GPs vote against the Work Capability Assessment

GPs vote against the Work Capability Assessment

GPs have voted unanimously in favour of scrapping the work capability assessment (WCA).

At the annual GPs’ conference in Liverpool, doctors backed a motion stating that the computer-based assessments were “inadequate” and “have little regard to the nature or complexity of the needs of long-term sick and disabled persons”. They called for the tests to be replaced with a more “rigorous and safe system”.

The vote at their annual conference in Liverpool reflects rising concern within the medical profession over the government’s use of the work capability assessment (WCA) to reassess recipients of the outgoing Incapacity Benefit to determine whether they should receive the replacement benefit, Employment and Support Allowance (ESA).

The test was introduced in 2008 and around 40% of appeals are successful as recipients have been found to be NOT fit for work. The assessment, carried out by Atos Healthcare is proving to be an Achilles heal in the governments welfare reform agenda

The chair of the BMA’s GPs’ committee, said: ”

When 40% of appeals against the assessments are successful at tribunal hearings, something is clearly very wrong with the system. GPs are seeing too many patients who genuinely need to be on incapacity benefit coming in very concerned and confused by the system.

The government needs to look again at the whole assessment process and replace it with one that is fit for purpose.”

The Scottish general practitioners’ committee, has already passed a similar motion,

Labour MP Tom Greatrex, who has raised a number of concerns about the WCA, said: “The government should not dismiss the strength of feeling being expressed by the medical profession in this motion – the very people the DWP are reliant on to carry out the assessment.
“As the motion reflects, assessing whether people are able to work is right in principle, but in so many respects the practice has been appalling. Thousands of people have suffered because of the decisions Atos get wrong time and again, costing the public purse millions.”

A spokesperson for the Department for Work and Pensions (DWP) said improvements were being made to the system.

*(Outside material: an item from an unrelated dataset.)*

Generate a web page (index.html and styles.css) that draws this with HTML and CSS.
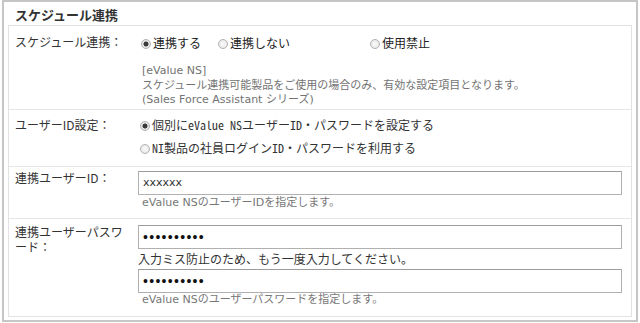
FILE: index.html
```html
<!DOCTYPE html>
<html lang="ja">
<head>
<meta charset="utf-8">
<title>スケジュール連携</title>
<link rel="stylesheet" href="styles.css">
</head>
<body>
<div class="frame">
  <h2 class="title">スケジュール連携</h2>
  <div class="table">
    <div class="row r1">
      <div class="label">スケジュール連携：</div>
      <div class="field">
        <div class="radios">
          <label class="opt w1"><input class="radio" type="radio" name="sync" checked><span>連携する</span></label><label class="opt w2"><input class="radio" type="radio" name="sync"><span>連携しない</span></label><label class="opt"><input class="radio" type="radio" name="sync"><span>使用禁止</span></label>
        </div>
        <p class="note">[eValue NS]<br>スケジュール連携可能製品をご使用の場合のみ、有効な設定項目となります。<br>(Sales Force Assistant シリーズ)</p>
      </div>
    </div>
    <div class="row r2">
      <div class="label">ユーザーID設定：</div>
      <div class="field">
        <label class="line"><input class="radio" type="radio" name="uid" checked><span>個別にeValue NSユーザーID・パスワードを設定する</span></label>
        <label class="line"><input class="radio" type="radio" name="uid"><span>NI製品の社員ログインID・パスワードを利用する</span></label>
      </div>
    </div>
    <div class="row r3">
      <div class="label">連携ユーザーID：</div>
      <div class="field">
        <input class="box" type="text" value="xxxxxx">
        <p class="help">eValue NSのユーザーIDを指定します。</p>
      </div>
    </div>
    <div class="row r4">
      <div class="label">連携ユーザーパスワード：</div>
      <div class="field">
        <input class="box pw" type="password" value="xxxxxxxxxx">
        <p class="retype">入力ミス防止のため、もう一度入力してください。</p>
        <input class="box pw" type="password" value="xxxxxxxxxx">
        <p class="help">eValue NSのユーザーパスワードを指定します。</p>
      </div>
    </div>
  </div>
</div>
</body>
</html>
```
FILE: styles.css
```css
html, body {
  margin: 0;
  padding: 0;
}
body {
  width: 640px;
  height: 323px;
  overflow: hidden;
  background: #fff;
  font-family: "Noto Sans CJK JP", sans-serif;
  color: #333;
}
.frame {
  margin: 0 2px;
  border: 2px solid #c6c6c6;
  padding: 0 4px 3px 4px;
}
.title {
  margin: 0;
  padding: 3px 0 0 7px;
  font-size: 13px;
  line-height: 20px;
  font-weight: bold;
  color: #333;
}
.table {
  border: 1px solid #e2e2e2;
}
.row {
  display: grid;
  grid-template-columns: 129px 1fr;
  border-top: 1px solid #e6e6e6;
}
.row.r1 {
  border-top: none;
}
.label {
  padding: 0 12px 0 6px;
  font-size: 12px;
  line-height: 18px;
  color: #333;
}
.field {
  padding-right: 9px;
  font-size: 12px;
  color: #222;
}
.radio {
  appearance: none;
  -webkit-appearance: none;
  box-sizing: border-box;
  width: 10px;
  height: 10px;
  margin: 0 2px 0 0;
  border: 1px solid #b2b2b2;
  border-radius: 50%;
  background: radial-gradient(circle, #fbfbfb 0, #e2e2e2 100%);
  vertical-align: -1px;
}
.radio:checked {
  background: radial-gradient(circle, #3a3a3a 0, #3a3a3a 2.2px, #e6e6e6 2.8px);
}

/* row 1 */
.r1 .label { padding-top: 7px; }
.r1 .field { padding-top: 7px; padding-bottom: 1px; }
.radios {
  display: flex;
  line-height: 20px;
  padding-left: 3px;
}
.opt { display: block; white-space: nowrap; }
.opt.w1 { width: 77px; }
.opt.w2 { width: 152px; }
.note {
  margin: 11px 0 0 4px;
  font-size: 11px;
  line-height: 14.5px;
  color: #737373;
  font-family: "DejaVu Sans", "Noto Sans CJK JP", sans-serif;
}

/* row 2 */
.r2 .label { padding-top: 6px; }
.r2 .field { padding: 3.5px 9px 6.5px 2px; }
.line {
  display: block;
  line-height: 23px;
  white-space: nowrap;
  font-family: "Noto Sans Mono CJK JP", "Noto Sans CJK JP", monospace;
  color: #333;
}

/* row 3 */
.r3 .label { padding-top: 2px; }
.r3 .field { padding-top: 4px; padding-bottom: 8px; }
.box {
  display: block;
  box-sizing: border-box;
  width: 100%;
  height: 24px;
  margin: 0;
  padding: 0 4px;
  border: 1px solid #b0b0b0;
  border-top-color: #9c9c9c;
  border-radius: 0;
  background: #fff;
  font-family: "DejaVu Sans", "Noto Sans CJK JP", sans-serif;
  font-size: 11px;
  color: #333;
  outline: none;
}
.box.pw {
  font-family: "Liberation Sans", sans-serif;
  font-size: 14px;
  letter-spacing: 1.3px;
  color: #111;
}
.help {
  margin: 1px 0 0 4px;
  font-size: 11px;
  line-height: 14px;
  color: #777;
  font-family: "DejaVu Sans", "Noto Sans CJK JP", sans-serif;
}

/* row 4 */
.r4 .label { padding-top: 5.5px; line-height: 15px; }
.r4 .field { padding-top: 6px; padding-bottom: 9px; }
.r4 .help { margin-top: 0; }
.retype {
  margin: 0;
  font-size: 12px;
  line-height: 20px;
  color: #333;
}
```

Calling for the WCA to be scrapped is now the policy of the BMA GPs’ committee, which represents 44,000 family doctors across the UK.

yesMinister comment
The public cannot have it both ways. On one hand there is a national feeling that many people are playing the system and that these people are making it worse for the rest of us and are partly to blame for increases in our taxes.
But the issue is more complex: even if 80% of the 2.5 million IB claimants we’re assessed as fit for work and placed on ESA or JSA, this would have no real affect on the level of taxation we pay.

Secondly, the level of error and fraud in the system will negate any savings found from pushing the -notional – 80% onto JSA.

Thirdly, the large number of redundancies has left the department with insufficient staff to chase up errors or fraudulent claims. If the department is serious about reducing fraud and error it needs more resources.

Most people believe that the last government failed terribly in this area.
Most people agree with the coalition governments stance but they just want the government to approach it slightly differently.